M. Nur, seorang warga setempat mengatakan bahwa memang masjid ini pernah menjadi tempat persinggahan Sultan Iskandar Muda saat beliau hendak pergi ke Panteraja. Pria paruh baya ini juga menambahkan bahwa mesjid ini telah mengalami tiga kali perombakan dan dulunya sebelum dirombak didepan masjid ini terdapat sebuah kolam sebagai tempat wudhu’. Namun karena alasan perluasan masjid akhirnya kolam tersebut terpaksa dihilangkan. Kolam tersebut dihilangkan dengan cara ditimbun dari hasil pengerukan ketinggian pondasi masjid yang dikeruk sekitar 3 cm yang semula tingginya 15 cm menjadi 12 meter saja.

Tidak hanya itu, bergerak ke bagian selatan masjid terdapat sebuah makam yang menurut keterangan warga oleh Prof. Ali Hasymi makam tersebut diberi nama makam Ratna Wangsa. Makam ini terdapat di atas bukit kecil seperti pulau yang juga berada ditengah-tengah kawasan  persawahan. Timbul pertanyaan di benak kami, siapakah Ratna wangsa ini?? Tidak ada keterangan lebih lanjut tentang beliau sehingga bisa disimpulkan bahwa hanya Prof. Ali Hasymi yang tahu siapa beliau sampai-sampai memberi nama Ratna Wangsa, maklum karena beliau seorang Profesor hanya beliaulah yang lebih tahu.

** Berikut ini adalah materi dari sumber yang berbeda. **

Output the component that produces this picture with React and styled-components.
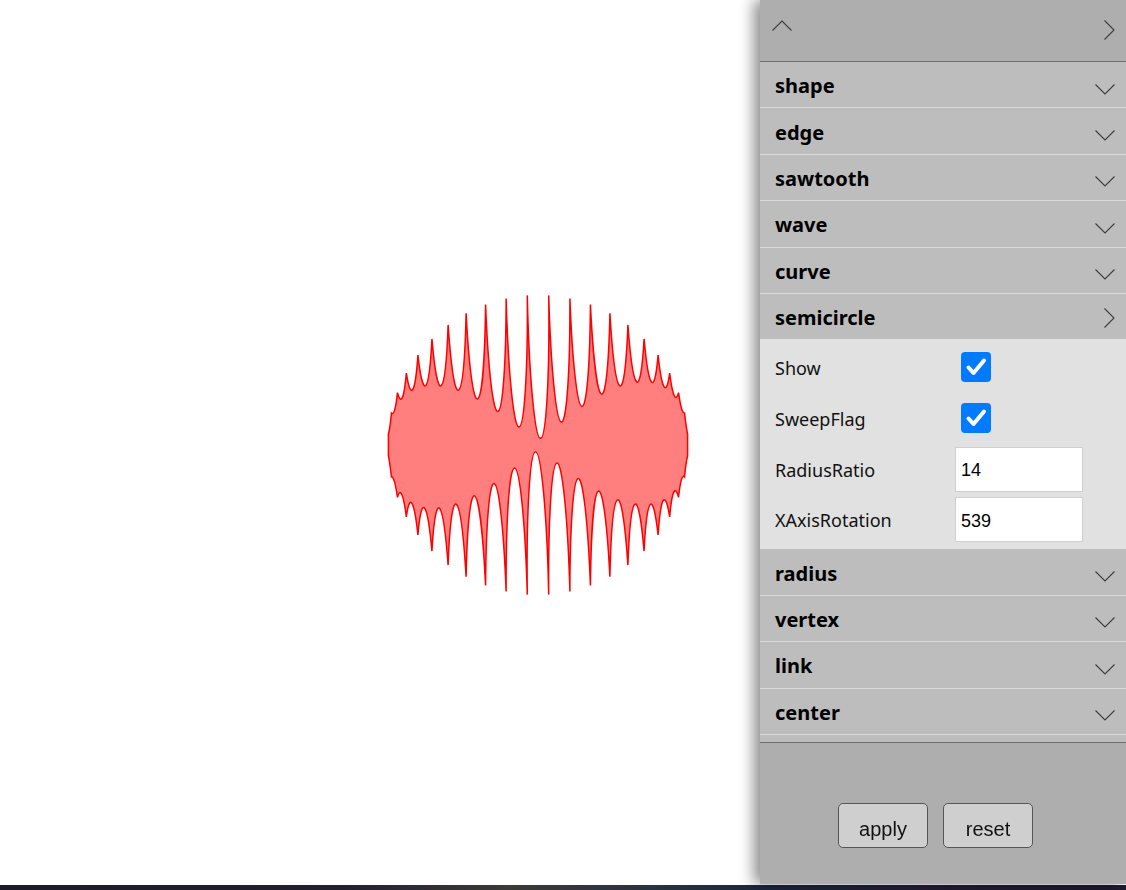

 foto: Makam yang tidak terawat tepat berada di selatan masjid Poeteumeureuhom

 foto: Nisan pada makan yang sudah patah di biarkan begitu saja tanpa adanya perawatan

Namun jika dilihat dari struktur batu nisan, kami menyimpulkan bahwa Ratna Wangsa ini merupakan seseorang yang terpandang dan mempunyai kekuasaan di masanya. Meskipun batu nisan di makam beliau telah roboh/patah, diperkirakan batu nisan tersebut memiliki ketinggian sekitar 150 cm lebih. Kenapa bisa jadi patah? Jawabannya Cuma satu, karena tidak ada perawatan dan pemugaran dari lingkungan setempat, baik itu pemerintah ataupun masyarakat.

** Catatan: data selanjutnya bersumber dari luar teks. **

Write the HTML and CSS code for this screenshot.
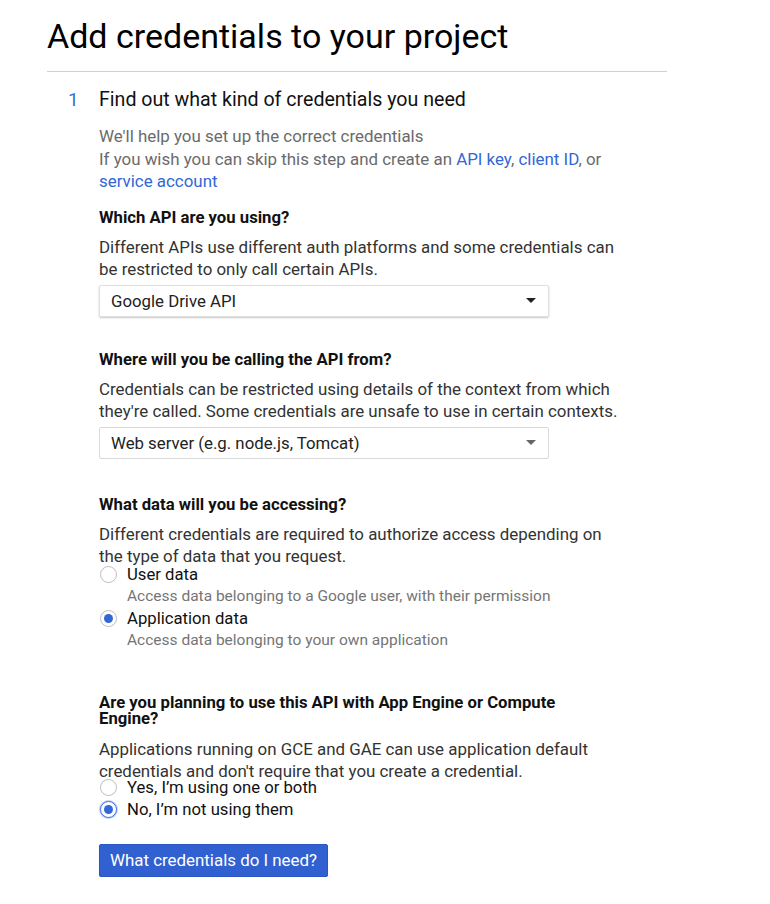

Kami sangat mengharapkan kepada pihak terkait seperti Pemda Kab Pidie dan Dinas Cagar Budaya untuk melakukan perawatan dan memlihara situs sejarah tersebut. Karena sangat di sayangkan apabila dibiarkan begitu saja dan kepada peneliti sejarah juga kami sangat menginginkan untuk meneliti lebih dalam tentang sejarah Ratna Wangsa tersebut tentang siapa beliau dan dimasa apa beliau hidup???